U.S. President Donald Trump's suggestion that disinfectants could be used to treat coronavirus patients is triggering alarm among health experts, and warnings from a maker of the sanitizing solutions.
Trump said at his regular White House coronavirus media briefing Thursday that scientists should investigate inserting disinfectants into patients' bodies to cure COVID-19, the disease caused by the coronavirus.
"I see the disinfectant that knocks it out in a minute, one minute," Trump said. "And is there a way we can do something like that by injection, inside, or almost a cleaning?"
With coronavirus response coordinator and physician Deborah Birx looking on, Trump noted the virus "does a tremendous number on the lungs, so it would be interesting to check that."
However, physicians and other health experts are warning against Trump's suggestion to use disinfectants to treat the virus.
"(This is an) absolutely dangerous, crazy suggestion," said Paul Hunter, a professor of medicine at Britain's University of East Anglia.
An academic pharmacist at the University of Reading in Berkshire, England, Parastou Donyai, expressed shock over what she said were "unscientific comments" that could lead people with the virus to seek homemade remedies.
"What is shocking about these latest comments is that they completely bypass other important facts about injections … not only will homemade injections bruise, burn, or block the veins, they will almost certainly also introduce new infections straight into the body, the very thing people are desperate to avoid."
"People worried about the coronavirus or COVID-19 should seek help from a qualified doctor or pharmacist, and not take unfounded and off-the-cuff comments as actual advice," Donyai added.
University of California public policy professor and former U.S. Labor Secretary Robert Reich tweeted that "Trump's briefings are actively endangering the public's health" and advised that people "don't drink disinfectant."
Trump's remarks have also sparked warnings from manufacturers of household disinfectants. The maker of Lysol and Dettol, Britain's Reckitt Benckiser company, said, "Under no circumstance should our disinfectant products be administered into the human body, through injection, ingestion or any other route."
The former head of the U.S. Office of Government Ethics, Walter Shaub, tweeted that Trump's regular media briefings are putting lives at risk.
"As a public service, please stop airing these coronavirus briefings; they are endangering lives," Shaub said. "And please do not drink or inject disinfectant."
White House spokeswoman Kayleigh McEnany said in a statement Friday that Trump has urged people to check with their doctors about treatment, and accused the media of distorting his comments.
"President Trump has repeatedly said that Americans should consult with medical doctors regarding coronavirus treatment, a point that he emphasized again during yesterday's briefing," McEnany said.
Heat and light
Trump also discussed the possible use of heat and light to treat the coronavirus during Thursday's briefing.
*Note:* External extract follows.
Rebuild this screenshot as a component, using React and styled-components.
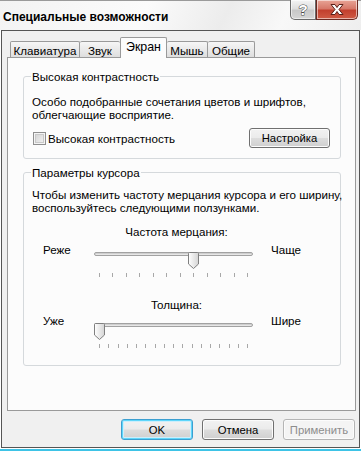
import React from "react";
import styled, { createGlobalStyle } from "styled-components";

const FONT = `"Liberation Sans", Arial, sans-serif`;
const SIZE = "11.6px";

const GlobalStyle = createGlobalStyle`
  html, body {
    margin: 0;
    padding: 0;
    background: #ffffff;
  }
  body {
    font-family: ${FONT};
    font-size: ${SIZE};
    color: #000;
  }
`;

const Window = styled.div`
  width: 361px;
  height: 452px;
  display: flex;
  flex-direction: column;
  overflow: hidden;
  background: #ffffff;
`;

const TitleBar = styled.div`
  height: 30px;
  display: flex;
  justify-content: space-between;
  align-items: flex-start;
  border-top: 1px solid #9a9a9a;
  box-sizing: border-box;
  background: linear-gradient(115deg, #f3f3f3 0%, #fbfbfb 40%, #ececec 62%, #f8f8f8 78%, #eeeeee 100%);
`;

const Caption = styled.div`
  padding: 9px 0 0 3px;
  font-family: ${FONT};
  font-weight: bold;
  font-size: 12px;
  line-height: 14px;
  color: #000;
`;

const CaptionButtons = styled.div`
  display: flex;
  margin: -1px 3px 0 0;
`;

const CaptionButton = styled.div`
  width: ${(p) => p.w}px;
  height: 20px;
  box-sizing: border-box;
  display: flex;
  align-items: center;
  justify-content: center;
  border: 1px solid ${(p) => (p.red ? "#6b2a22" : "#6a6a6a")};
  border-top: none;
  border-radius: ${(p) => (p.red ? "0 0 5px 0" : "0 0 0 5px")};
  background: ${(p) =>
    p.red
      ? "linear-gradient(#e8a496 0%, #d7796a 45%, #c2402e 55%, #cf5b45 100%)"
      : "linear-gradient(#f4f4f4 0%, #dedede 45%, #c8c8c8 55%, #d6d6d6 100%)"};
  box-shadow: inset 0 0 0 1px rgba(255, 255, 255, 0.55);
`;

const HelpGlyph = styled.span`
  font-family: ${FONT};
  font-weight: bold;
  font-size: 15px;
  line-height: 15px;
  color: #ffffff;
  -webkit-text-stroke: 1px #4a4a4a;
  paint-order: stroke fill;
`;

const Client = styled.div`
  height: 418px;
  box-sizing: border-box;
  margin: 0 1px;
  border: 1px solid #555555;
  background: #f0f0f0;
  padding: 6px 3px 0 5px;
  display: flex;
  flex-direction: column;
`;

const TabStrip = styled.div`
  height: 20px;
  display: flex;
  align-items: flex-end;
  padding-left: 3px;
  position: relative;
  z-index: 1;
`;

const Tab = styled.div`
  width: ${(p) => p.w}px;
  height: ${(p) => (p.active ? 21 : 16)}px;
  margin-bottom: ${(p) => (p.active ? -1 : 0)}px;
  box-sizing: border-box;
  border: 1px solid #9a9a9a;
  border-bottom: none;
  border-left-width: ${(p) => (p.first || p.active ? 1 : 0)}px;
  border-right-width: ${(p) => (p.beforeActive ? 0 : 1)}px;
  border-radius: 2px 2px 0 0;
  background: ${(p) => (p.active ? "#fcfcfc" : "linear-gradient(#f6f6f6, #dedede)")};
  display: flex;
  justify-content: center;
  align-items: ${(p) => (p.active ? "flex-start" : "center")};
  padding-top: ${(p) => (p.active ? 3 : 1)}px;
  font-size: ${(p) => (p.active ? "12.4px" : SIZE)};
  line-height: 13px;
  white-space: nowrap;
`;

const Panel = styled.div`
  width: 349px;
  height: 354px;
  box-sizing: border-box;
  border: 1px solid #9a9a9a;
  background: #fcfcfc;
  padding: 12px 14px 0 15px;
  display: flex;
  flex-direction: column;
  gap: 7px;
`;

const Group = styled.fieldset`
  margin: 0;
  min-width: 0;
  border: 1px solid #d5d9dc;
  border-radius: 3px;
  padding: ${(p) => p.pad};
  display: flex;
  flex-direction: column;
`;

const Legend = styled.legend`
  padding: 0 1px;
  margin-left: -1px;
  line-height: 13px;
  font-size: ${SIZE};
`;

const Text = styled.div`
  margin-top: ${(p) => p.mt}px;
  line-height: 13px;
  font-size: ${SIZE};
  white-space: nowrap;
`;

const CheckRow = styled.div`
  margin-top: 7px;
  display: flex;
  justify-content: space-between;
  align-items: center;
  padding-right: 10px;
`;

const CheckLabel = styled.label`
  display: flex;
  align-items: center;
  gap: 2px;
  margin-left: 1px;
  font-size: ${SIZE};
`;

const Box = styled.span`
  width: 13px;
  height: 13px;
  box-sizing: border-box;
  border: 1px solid #8f8f8f;
  background: linear-gradient(135deg, #cfcfcf 0%, #e6e6e6 60%, #f6f6f6 100%);
  box-shadow: inset 0 0 0 1px #f4f4f4, inset 0 0 0 2px #c9c9c9;
`;

const Button = styled.div`
  width: ${(p) => p.w}px;
  height: ${(p) => p.h}px;
  box-sizing: border-box;
  border: 1px solid ${(p) => (p.focus ? "#3c9fd0" : p.disabled ? "#b5b5b5" : "#707070")};
  border-radius: 3px;
  background: ${(p) =>
    p.disabled
      ? "#f4f4f4"
      : "linear-gradient(#f2f2f2 0%, #ebebeb 48%, #dddddd 52%, #cfcfcf 100%)"};
  box-shadow: ${(p) =>
    p.focus ? "inset 0 0 0 1px #5fd6fa, inset 0 0 0 2px #cdeefb" : "inset 0 0 0 1px #fcfcfc"};
  color: ${(p) => (p.disabled ? "#8d8d8d" : "#000")};
  display: flex;
  align-items: center;
  justify-content: center;
  font-size: 11.3px;
`;

const SliderCaption = styled.div`
  margin-top: ${(p) => p.mt}px;
  padding-left: 65px;
  width: 159px;
  text-align: center;
  line-height: 13px;
  font-size: ${SIZE};
  white-space: nowrap;
`;

const SliderRow = styled.div`
  margin-top: ${(p) => p.mt}px;
  padding-left: 11px;
  display: grid;
  grid-template-columns: 51px 159px 1fr;
  align-items: start;
`;

const EndLabel = styled.div`
  line-height: 13px;
  font-size: ${SIZE};
  padding-left: ${(p) => (p.right ? 18 : 0)}px;
`;

const SliderBox = styled.div`
  padding-top: 3px;
`;

const ThumbArea = styled.div`
  position: relative;
  height: 17px;
`;

const Track = styled.div`
  margin-top: 6px;
  height: 4px;
  box-sizing: border-box;
  border: 1px solid #a2a2a2;
  border-radius: 2px;
  background: #e6e6e6;
  box-shadow: inset 0 1px 0 #cfcfcf;
`;

const Thumb = styled.svg`
  position: absolute;
  top: 0;
`;

const Ticks = styled.div`
  margin: 4px 5px 0;
  height: 4px;
  display: flex;
  justify-content: space-between;
`;

const Tick = styled.span`
  width: 1px;
  height: 4px;
  background: #a8a8a8;
`;

const Footer = styled.div`
  margin-top: 8px;
  display: flex;
  justify-content: flex-end;
  gap: 9px;
  padding-right: 1px;
`;

const BottomEdge = styled.div`
  height: 4px;
  border-top: 1px solid #ffffff;
  box-sizing: border-box;
  background: linear-gradient(#3ec3e6 0, #3ec3e6 2px, #ffffff 2px);
`;

const Slider = ({ value, count }) => {
  const left = (value * 148) / (count - 1);
  return (
    <SliderBox>
      <ThumbArea>
        <Track />
        <Thumb width="11" height="17" viewBox="0 0 11 17" style={{ left }}>
          <defs>
            <linearGradient id="th" x1="0" x2="1" y1="0" y2="0">
              <stop offset="0" stopColor="#ffffff" />
              <stop offset="1" stopColor="#d4d4d4" />
            </linearGradient>
          </defs>
          <path
            d="M1.5 0.5 H9.5 Q10.5 0.5 10.5 1.5 V12 L5.5 16.5 L0.5 12 V1.5 Q0.5 0.5 1.5 0.5 Z"
            fill="url(#th)"
            stroke="#7f7f7f"
          />
        </Thumb>
      </ThumbArea>
      <Ticks>
        {Array.from({ length: count }).map((_, i) => (
          <Tick key={i} />
        ))}
      </Ticks>
    </SliderBox>
  );
};

const tabs = [
  { label: "Клавиатура", w: 70 },
  { label: "Звук", w: 40 },
  { label: "Экран", w: 47, active: true },
  { label: "Мышь", w: 41 },
  { label: "Общие", w: 47 },
];

const App = () => {
  return (
    <Window>
      <GlobalStyle />
      <TitleBar>
        <Caption>Специальные возможности</Caption>
        <CaptionButtons>
          <CaptionButton w={26}>
            <HelpGlyph>?</HelpGlyph>
          </CaptionButton>
          <CaptionButton w={42} red>
            <svg width="18" height="13" viewBox="0 0 18 13">
              <path
                d="M3 1.5 H7 L9 4.5 L11 1.5 H15 L11 6.5 L15 11.5 H11 L9 8.5 L7 11.5 H3 L7 6.5 Z"
                fill="#ffffff"
                stroke="#5a1f18"
                strokeWidth="1"
                strokeLinejoin="round"
              />
            </svg>
          </CaptionButton>
        </CaptionButtons>
      </TitleBar>

      <Client>
        <TabStrip>
          {tabs.map((t, i) => (
            <Tab
              key={t.label}
              w={t.w}
              active={t.active}
              first={i === 0}
              beforeActive={tabs[i + 1] && tabs[i + 1].active}
            >
              {t.label}
            </Tab>
          ))}
        </TabStrip>

        <Panel>
          <Group pad="0 0 10px 8px">
            <Legend>Высокая контрастность</Legend>
            <Text mt={12}>
              Особо подобранные сочетания цветов и шрифтов,
              <br />
              облегчающие восприятие.
            </Text>
            <CheckRow>
              <CheckLabel>
                <Box />
                Высокая контрастность
              </CheckLabel>
              <Button w={81} h={20}>
                Настройка
              </Button>
            </CheckRow>
          </Group>

          <Group pad="0 0 17px 8px">
            <Legend>Параметры курсора</Legend>
            <Text mt={9}>
              Чтобы изменить частоту мерцания курсора и его ширину,
              <br />
              воспользуйтесь следующими ползунками.
            </Text>
            <SliderCaption mt={11}>Частота мерцания:</SliderCaption>
            <SliderRow mt={5}>
              <EndLabel>Реже</EndLabel>
              <Slider value={7} count={12} />
              <EndLabel right>Чаще</EndLabel>
            </SliderRow>
            <SliderCaption mt={21}>Толщина:</SliderCaption>
            <SliderRow mt={3}>
              <EndLabel>Уже</EndLabel>
              <Slider value={0} count={17} />
              <EndLabel right>Шире</EndLabel>
            </SliderRow>
          </Group>
        </Panel>

        <Footer>
          <Button w={72} h={21} focus>
            OK
          </Button>
          <Button w={72} h={21}>
            Отмена
          </Button>
          <Button w={72} h={21} disabled>
            Применить
          </Button>
        </Footer>
      </Client>
      <BottomEdge />
    </Window>
  );
};

export default App;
When asked if it is dangerous to make people think they would be safe by going outside in the heat, given that so many people have died in the U.S. state of Florida, Trump said "I hope people enjoy the sun. And if it has an impact, that's great."
Trump's comments came after Department of Homeland Security Under Secretary for Science William Bryan said there was "emerging" research on the ability of sunlight and humidity to reduce the threat of the virus.
Trump asked Birx during the briefing if she was aware of any evidence that heat or light could be used as potential treatment. She responded by saying, "Not as a treatment."
Past studies have not found evidence that warmer temperatures and higher humidity levels in spring and summer could help curb the spread of the virus.
Trump has repeatedly pushed for unverified treatments of the coronavirus, including his touting of hydroxychloroquine as a possible "game changer," an assertion that health officials have warned against.
A man in the southwestern U.S. state of Arizona died late last month after he consumed chloroquine phosphate, which is used to treat malaria. The man's wife told NBC News he believed it would prevent him from being infected with the coronavirus after watching Trump tout the potential benefits of chloroquine phosphate during his televised briefings.
In a related development, the man who was once the top Department of Health and Human Services official, Dr. Rick Bright, says he was fired from his job earlier this week for pushing back on demands that he approve chloroquine treatments.
The Democratic Party chairwoman of the House Energy and Commerce Health Subcommittee, Anna Eshoo, said Thursday she plans to hold hearings on Bright's departure.
The United States leads the world by far in COVID-19 deaths, with at least 50,000 deaths, more than one-fourth of the 191,962 fatalities worldwide, according to the Johns Hopkins University, which is tracking cases.
Nearly one-third of all confirmed cases globally are in the U.S., with Johns Hopkins reporting 869,172.